Outside of the enrichment classes and the ballet-centered curriculum, in English students might study the story of Coppélia; in science they’ll learn the physical principles of momentum and how it relates to pirouettes; and in art they’ll explore concepts of positive and negative space and how those relate to both painting and choreography.

The biggest difference between the academy and other public schools is that it has the skewed girl/boy ratio of a typical dance school. With just 17 boys enrolled this year, many of the classes are virtually single sex, which, Welsh observes, often allows girls to excel, particularly in math and science, and cuts down on some of the typical middle-school shenanigans. Both Allen and Welsh note that the grounding in ballet technique calls for its own style of discipline, and that transfers to the playground, the lunchroom, and the academic classes. There’s rarely a reason to discipline a child or call parents due to behavior problems.

As Allen well knows, success and mastery in the dance world are two distinct goals. Once students leave for high school, their paths vary.

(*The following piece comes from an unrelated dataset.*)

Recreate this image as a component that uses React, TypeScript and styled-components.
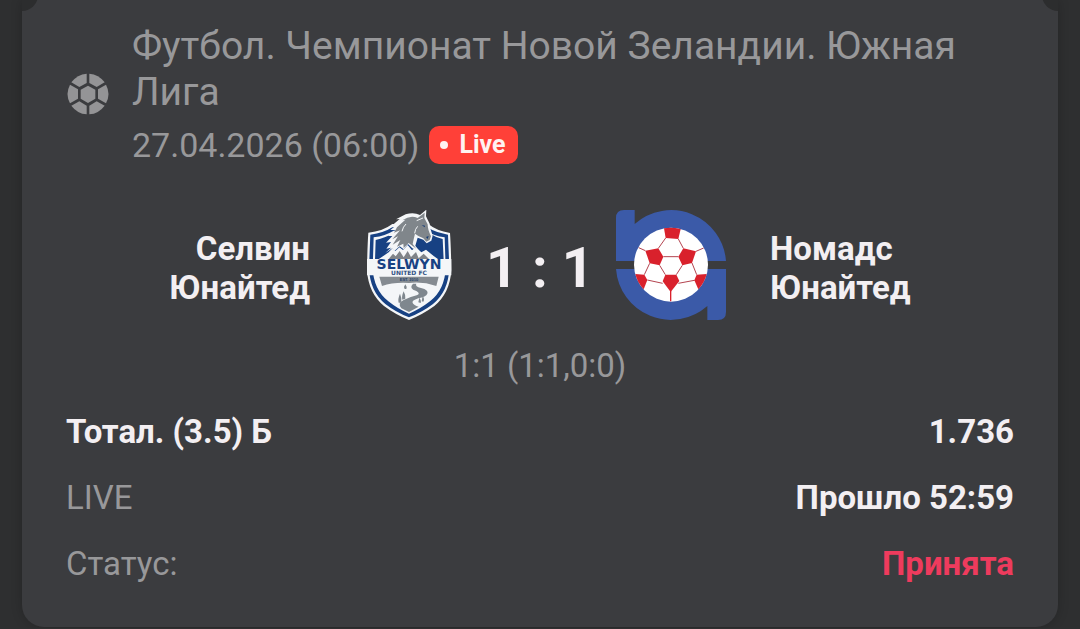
import React from "react";
import styled, { createGlobalStyle } from "styled-components";

const GlobalStyle = createGlobalStyle`
  * { box-sizing: border-box; }
  body {
    margin: 0;
    background: #2e2f30;
    font-family: Roboto, "Liberation Sans", sans-serif;
    font-size: 33px;
    line-height: 38px;
    color: #f3eff2;
  }
`;

const Page = styled.main`
  padding: 0 22px 1px;
`;

const Card = styled.article`
  position: relative;
  overflow: hidden;
  padding: 23px 44px 44px;
  background: #3b3c3f;
  border-radius: 0 0 22px 22px;
  box-shadow: 0 0 12px rgba(0, 0, 0, 0.2);
`;

const Notch = styled.span<{ $side: "left" | "right" }>`
  position: absolute;
  top: -21px;
  ${(p) => p.$side}: -16px;
  width: 32px;
  height: 32px;
  border-radius: 50%;
  background: #2c2d2e;
`;

const Header = styled.header`
  display: flex;
  align-items: center;
  gap: 23px;
`;

const BallIcon = styled.svg`
  flex: none;
  width: 42px;
  height: 42px;
  margin-left: 1px;
  fill: #949496;
`;

const League = styled.h1`
  margin: 0;
  font-size: 39px;
  line-height: 46px;
  font-weight: 400;
  color: #98989a;
`;

const DateRow = styled.div`
  display: flex;
  align-items: center;
  gap: 10px;
  padding-top: 10px;
  font-size: 34px;
  line-height: 40px;
  color: #98989a;
`;

const LiveBadge = styled.span`
  display: flex;
  align-items: center;
  gap: 11px;
  height: 38px;
  padding: 0 12px 0 11px;
  border-radius: 10px;
  background: #ff4038;
  color: #fff3f1;
  font-size: 25px;
  line-height: 38px;
  font-weight: 700;

  &::before {
    content: "";
    width: 8px;
    height: 8px;
    border-radius: 50%;
    background: #fff3f1;
  }
`;

const Match = styled.section`
  display: grid;
  grid-template-columns: 1fr 110px 152px 110px 1fr;
  align-items: center;
  margin-top: 45px;
`;

const Team = styled.h2<{ $home?: boolean }>`
  margin: 0;
  padding-top: 5px;
  ${(p) => (p.$home ? "padding-right: 44px; text-align: right;" : "padding-left: 44px;")}
  font-size: 33px;
  line-height: 39px;
  font-weight: 700;
`;

const Logo = styled.svg`
  width: 110px;
  height: 110px;
`;

const Score = styled.strong`
  padding-top: 6px;
  font-size: 56px;
  line-height: 64px;
  font-weight: 700;
  text-align: center;
  white-space: nowrap;
`;

const Periods = styled.p`
  margin: 27px 0 28px;
  text-align: center;
  color: #98989a;
`;

const Details = styled.dl`
  display: grid;
  gap: 28px;
  margin: 0;
`;

const Row = styled.div`
  display: flex;
  justify-content: space-between;
`;

const Label = styled.dt<{ $strong?: boolean }>`
  color: ${(p) => (p.$strong ? "#f3eff2" : "#98989a")};
  font-weight: ${(p) => (p.$strong ? 700 : 400)};
`;

const Value = styled.dd<{ $accent?: boolean }>`
  margin: 0;
  font-weight: 700;
  color: ${(p) => (p.$accent ? "#ee3b5d" : "#f3eff2")};
`;

function Football() {
  return (
    <BallIcon viewBox="36 27 126 126" aria-hidden="true">
      <path d="M99 65 L121 77 V104 L99 117 L77 104 V77Z" />
      <path d="M95 29 V57 L73 69 L49 55 Q67 31 95 29Z" />
      <path d="M103 29 V57 L125 69 L149 55 Q131 31 103 29Z" />
      <path d="M95 151 V125 L73 112 L49 125 Q67 149 95 151Z" />
      <path d="M103 151 V125 L125 112 L149 125 Q131 149 103 151Z" />
      <path d="M45 62 L69 76 V104 L45 118 Q30 90 45 62Z" />
      <path d="M153 62 L129 76 V104 L153 118 Q168 90 153 62Z" />
    </BallIcon>
  );
}

function SelwynLogo() {
  return (
    <Logo viewBox="-3 30 330 330" role="img" aria-label="Selwyn United FC">
      <path fill="#f4f6f8" d="M40 98 Q83 94 112 72 H220 Q244 92 285 99 Q288 140 289 210 Q285 279 238 318 Q204 343 162 360 Q120 343 87 318 Q40 279 36 210 Q37 140 40 98Z" />
      <path fill="#174183" d="M46 104 Q86 99 112 82 H217 Q242 98 279 104 L283 205 Q280 275 234 312 Q201 337 162 352 Q123 337 91 312 Q45 275 42 205Z" />
      <path fill="#f4f6f8" d="M56 112 Q91 107 116 92 H212 Q237 108 269 112 L272 205 Q269 270 225 304 Q194 328 162 341 Q130 328 100 304 Q56 270 53 205Z" />
      <path fill="#174183" d="M62 120 Q92 113 110 103 L220 98 Q242 112 263 117 L266 181 H60Z" />
      <path fill="#f4f6f8" d="M66 181 L101 157 L113 144 L121 153 L133 142 L144 150 L158 135 L171 151 L182 141 L199 157 L213 149 L237 169 L254 181Z" />
      <path fill="#7f8388" d="M101 177 L114 161 L122 169 L134 153 L146 172 L158 153 L168 171 L183 156 L191 175 L206 161 L222 177Z" />
      <path fill="#f4f6f8" d="M91 159 L108 143 L94 146 L108 126 L93 128 L112 108 L99 108 L122 90 L106 90 L126 74 L112 76 L134 57 L123 58 L152 43 Q176 35 195 45 L214 29 L213 49 L224 71 Q225 86 233 107 L229 122 L215 130 L205 119 L188 113 L181 137 L193 154 L172 145 L159 132 L146 148 L134 139 L119 152 L112 145Z" />
      <path fill="#80868b" d="M126 82 L151 59 L142 61 Q166 44 188 54 L209 38 L208 54 L218 73 Q218 89 228 109 L224 120 L214 125 L205 115 L190 108 L180 101 Q175 121 173 132 L184 146 L161 129 L146 144 L145 131 L126 140 L136 120 L113 134 L129 109 L112 118 L135 91 L117 98Z" />
      <path fill="none" stroke="#f4f6f8" strokeWidth="3" d="M185 62 L204 54 M179 100 Q180 87 188 79 M153 72 Q144 80 141 94" />
      <path fill="#173d75" d="M200 75 L210 77 L209 82Z M213 111 L221 108 L218 117Z" />
      <path fill="#f4f6f8" d="M36 177 H289 V226 H36Z" />
      <text x="162" y="208" textAnchor="middle" fill="#174183" fontFamily="DejaVu Sans, sans-serif" fontSize="42" fontWeight="700">SELWYN</text>
      <text x="162" y="224" textAnchor="middle" fill="#315183" fontFamily="DejaVu Sans, sans-serif" fontSize="18" fontWeight="700">UNITED FC</text>
      <path fill="#858b91" d="M73 230 H251 L244 258 Q203 244 162 249 Q116 246 81 258Z" />
      <text x="162" y="243" textAnchor="middle" fill="#253f69" fontFamily="Liberation Sans, sans-serif" fontSize="12" fontWeight="700">EST. 2010</text>
      <path fill="#7f878e" d="M174 251 H184 Q179 259 198 264 Q222 270 217 281 Q213 290 190 295 Q169 302 173 309 Q176 316 191 320 L162 336 L139 325 Q126 309 146 300 Q161 292 185 286 Q198 281 184 273 Q160 265 174 251Z" />
      <path fill="#7f878e" d="M135 281 Q128 296 131 308 H139 Q141 294 135 281Z M146 274 Q139 290 142 299 L151 296 Q152 285 146 274Z M151 253 Q145 260 149 267 H154 Q157 261 151 253Z M193 293 Q200 303 197 309 L190 307Z M203 287 Q210 298 205 305 L200 304Z" />
    </Logo>
  );
}

function NomadsLogo() {
  return (
    <Logo viewBox="33 30 330 330" role="img" aria-label="Nomads United">
      <g fill="#3b5aa8">
        <path d="M33 54 Q33 30 57 30 H89 V72 A165 165 0 0 1 363 183 H33Z" />
        <path d="M33 207 H363 V336 Q363 360 339 360 H307 V318 A165 165 0 0 1 33 207Z" />
      </g>
      <circle cx="198" cy="194" r="111" fill="#fff" />
      <g fill="#d9212c">
        <path d="M177 85 Q198 80 227 87 L220 117 L182 114Z" />
        <path d="M121 152 L160 145 L175 170 L164 196 L134 190Z" />
        <path d="M273 154 L235 145 L220 170 L232 196 L261 189Z" />
        <path d="M181 224 L214 224 L223 243 L197 276 L173 244Z" />
        <path d="M91 222 L118 224 L127 240 L116 268 Q97 248 91 222Z" />
        <path d="M305 222 L275 224 L268 241 L280 268 Q299 248 305 222Z" />
      </g>
      <path fill="none" stroke="#b44450" strokeWidth="3" d="M182 114 L160 145 M220 117 L235 145 M175 170 H220 M121 152 L101 143 M273 154 L296 144 M134 190 L118 224 M261 189 L275 224 M164 196 L181 224 M232 196 L214 224 M127 240 L173 250 M268 241 L220 250" />
      <path stroke="#d9212c" strokeWidth="4" d="M197 272 V304" />
    </Logo>
  );
}

export default function App() {
  return (
    <>
      <GlobalStyle />
      <Page>
        <Card>
          <Notch $side="left" />
          <Notch $side="right" />
          <Header>
            <Football />
            <div>
              <League>Футбол. Чемпионат Новой Зеландии. Южная Лига</League>
              <DateRow>
                <time dateTime="2026-04-27T06:00">27.04.2026 (06:00)</time>
                <LiveBadge>Live</LiveBadge>
              </DateRow>
            </div>
          </Header>
          <Match>
            <Team $home>Селвин Юнайтед</Team>
            <SelwynLogo />
            <Score>1 : 1</Score>
            <NomadsLogo />
            <Team>Номадс Юнайтед</Team>
          </Match>
          <Periods>1:1 (1:1,0:0)</Periods>
          <Details>
            <Row>
              <Label $strong>Тотал. (3.5) Б</Label>
              <Value>1.736</Value>
            </Row>
            <Row>
              <Label>LIVE</Label>
              <Value>Прошло 52:59</Value>
            </Row>
            <Row>
              <Label>Статус:</Label>
              <Value $accent>Принята</Value>
            </Row>
          </Details>
        </Card>
      </Page>
    </>
  );
}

From Allen’s first third-grade academy class, three dancers remain at the studio, he reports, while two have moved away but continue to dance. For those who don’t make the cut or find that ballet isn’t what they want, Allen remains pragmatic: “The goal is to expose them to this art form and try to nurture them along, and then if they choose to do something else, we’ll support them. We let them know we need as many people out there spreading the word about ballet as possible.”

In conceiving of this unique public–private partnership, Allen studied ballet success stories of past decades and centuries. “I looked at the Royal Danish Ballet, the Kirov (Maryinsky) Ballet, Paris Opera Ballet and how they identify and audition large numbers of students at around 8 years old for intensive ballet training,” he says. “I wanted to do the same thing, but I wanted this ballet program to be very American.

“American,” he emphasizes, “means that the opportunity is there for anyone of any economic background. I believe that ballet training should be accessible to anyone. The kids are out there. It’s our job to find them.”